Given exercise -> From the listing below, extract each line containing the string "that".

The records ->
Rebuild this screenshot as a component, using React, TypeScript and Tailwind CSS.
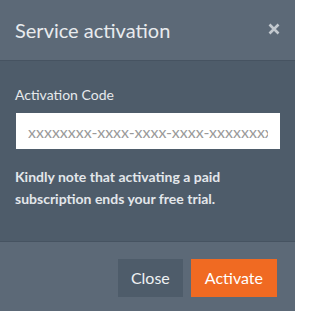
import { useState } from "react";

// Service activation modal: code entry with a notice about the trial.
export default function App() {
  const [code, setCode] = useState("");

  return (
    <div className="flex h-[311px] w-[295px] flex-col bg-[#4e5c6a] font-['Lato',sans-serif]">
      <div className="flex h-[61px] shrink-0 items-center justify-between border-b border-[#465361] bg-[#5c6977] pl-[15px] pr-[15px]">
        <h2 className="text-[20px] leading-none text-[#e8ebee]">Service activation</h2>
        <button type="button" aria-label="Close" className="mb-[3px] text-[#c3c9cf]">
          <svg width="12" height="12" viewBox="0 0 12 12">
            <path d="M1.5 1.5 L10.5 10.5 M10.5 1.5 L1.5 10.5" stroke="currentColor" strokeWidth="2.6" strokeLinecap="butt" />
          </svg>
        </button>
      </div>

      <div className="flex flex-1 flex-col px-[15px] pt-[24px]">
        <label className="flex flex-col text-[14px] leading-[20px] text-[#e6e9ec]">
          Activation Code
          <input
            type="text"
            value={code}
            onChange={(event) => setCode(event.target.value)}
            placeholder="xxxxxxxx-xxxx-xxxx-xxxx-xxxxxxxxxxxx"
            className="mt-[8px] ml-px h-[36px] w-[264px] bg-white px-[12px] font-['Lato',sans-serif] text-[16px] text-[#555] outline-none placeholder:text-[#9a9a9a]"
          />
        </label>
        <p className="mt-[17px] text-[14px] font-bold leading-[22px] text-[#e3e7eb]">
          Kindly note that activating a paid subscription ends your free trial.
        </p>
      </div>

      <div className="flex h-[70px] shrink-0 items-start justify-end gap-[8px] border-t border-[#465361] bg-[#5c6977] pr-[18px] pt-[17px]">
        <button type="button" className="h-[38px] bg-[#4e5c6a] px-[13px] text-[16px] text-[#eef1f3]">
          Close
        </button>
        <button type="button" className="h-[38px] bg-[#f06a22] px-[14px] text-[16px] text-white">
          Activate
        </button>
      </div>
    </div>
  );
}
---
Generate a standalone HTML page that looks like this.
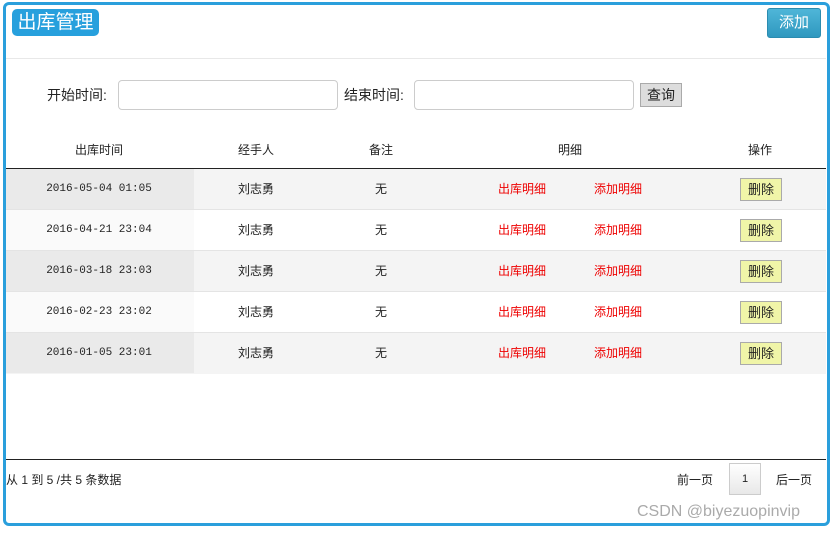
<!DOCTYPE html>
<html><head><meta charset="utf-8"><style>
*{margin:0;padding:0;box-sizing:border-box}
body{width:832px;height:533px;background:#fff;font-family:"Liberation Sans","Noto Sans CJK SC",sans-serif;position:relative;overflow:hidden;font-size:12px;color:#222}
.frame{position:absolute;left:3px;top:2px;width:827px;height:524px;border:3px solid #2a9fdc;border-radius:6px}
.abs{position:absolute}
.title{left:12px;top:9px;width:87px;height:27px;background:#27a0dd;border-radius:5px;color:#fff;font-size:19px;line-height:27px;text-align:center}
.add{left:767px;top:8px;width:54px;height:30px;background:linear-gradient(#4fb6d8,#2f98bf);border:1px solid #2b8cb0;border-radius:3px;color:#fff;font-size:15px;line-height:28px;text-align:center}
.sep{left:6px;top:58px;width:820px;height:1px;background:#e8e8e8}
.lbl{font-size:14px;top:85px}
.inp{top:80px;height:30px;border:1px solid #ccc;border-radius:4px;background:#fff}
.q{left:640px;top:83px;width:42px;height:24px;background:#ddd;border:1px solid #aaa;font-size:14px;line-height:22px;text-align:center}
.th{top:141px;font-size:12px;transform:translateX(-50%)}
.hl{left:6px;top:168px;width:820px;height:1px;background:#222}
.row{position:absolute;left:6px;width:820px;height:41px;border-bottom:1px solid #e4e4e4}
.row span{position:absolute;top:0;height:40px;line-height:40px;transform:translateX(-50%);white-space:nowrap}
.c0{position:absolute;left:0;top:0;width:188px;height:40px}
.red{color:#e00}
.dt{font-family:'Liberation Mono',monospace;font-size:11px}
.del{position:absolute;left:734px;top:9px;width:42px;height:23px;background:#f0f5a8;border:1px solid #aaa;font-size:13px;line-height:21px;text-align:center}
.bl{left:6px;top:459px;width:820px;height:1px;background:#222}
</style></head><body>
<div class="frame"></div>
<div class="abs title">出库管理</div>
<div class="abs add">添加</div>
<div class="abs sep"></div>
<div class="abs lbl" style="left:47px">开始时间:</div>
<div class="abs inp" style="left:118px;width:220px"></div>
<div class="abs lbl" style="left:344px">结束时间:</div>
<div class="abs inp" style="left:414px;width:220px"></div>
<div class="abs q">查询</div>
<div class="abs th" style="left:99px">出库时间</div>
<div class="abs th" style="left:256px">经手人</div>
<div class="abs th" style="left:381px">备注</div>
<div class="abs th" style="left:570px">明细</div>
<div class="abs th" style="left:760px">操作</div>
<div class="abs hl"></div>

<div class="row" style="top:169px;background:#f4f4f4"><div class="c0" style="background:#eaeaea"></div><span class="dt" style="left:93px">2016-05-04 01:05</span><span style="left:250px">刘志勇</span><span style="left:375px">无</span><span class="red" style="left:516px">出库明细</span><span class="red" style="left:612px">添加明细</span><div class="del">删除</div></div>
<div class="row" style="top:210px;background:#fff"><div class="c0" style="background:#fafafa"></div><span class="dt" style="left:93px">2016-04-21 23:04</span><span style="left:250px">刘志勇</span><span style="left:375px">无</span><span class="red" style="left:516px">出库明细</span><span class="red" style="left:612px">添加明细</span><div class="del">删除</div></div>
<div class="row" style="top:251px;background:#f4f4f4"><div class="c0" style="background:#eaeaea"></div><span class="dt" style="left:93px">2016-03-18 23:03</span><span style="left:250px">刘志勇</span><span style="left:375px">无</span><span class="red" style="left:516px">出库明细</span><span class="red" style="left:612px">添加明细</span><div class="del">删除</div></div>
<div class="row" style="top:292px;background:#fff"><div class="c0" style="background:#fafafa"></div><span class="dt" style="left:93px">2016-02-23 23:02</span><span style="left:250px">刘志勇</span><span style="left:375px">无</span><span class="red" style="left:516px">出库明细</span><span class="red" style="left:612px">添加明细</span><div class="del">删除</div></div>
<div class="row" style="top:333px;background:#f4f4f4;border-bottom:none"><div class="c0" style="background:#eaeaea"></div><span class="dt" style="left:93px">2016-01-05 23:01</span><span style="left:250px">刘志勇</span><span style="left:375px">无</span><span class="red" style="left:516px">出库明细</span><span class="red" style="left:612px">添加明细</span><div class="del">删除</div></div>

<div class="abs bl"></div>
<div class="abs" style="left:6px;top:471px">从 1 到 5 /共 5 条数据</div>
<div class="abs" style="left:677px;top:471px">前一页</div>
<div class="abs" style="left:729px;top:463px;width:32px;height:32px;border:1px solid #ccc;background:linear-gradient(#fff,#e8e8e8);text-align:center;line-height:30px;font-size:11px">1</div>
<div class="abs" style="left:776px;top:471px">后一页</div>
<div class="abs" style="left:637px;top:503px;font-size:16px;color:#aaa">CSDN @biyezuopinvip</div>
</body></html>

Full output ->
          Kindly note that activating a paid subscription ends your free trial.
Generate a standalone HTML page that looks like this.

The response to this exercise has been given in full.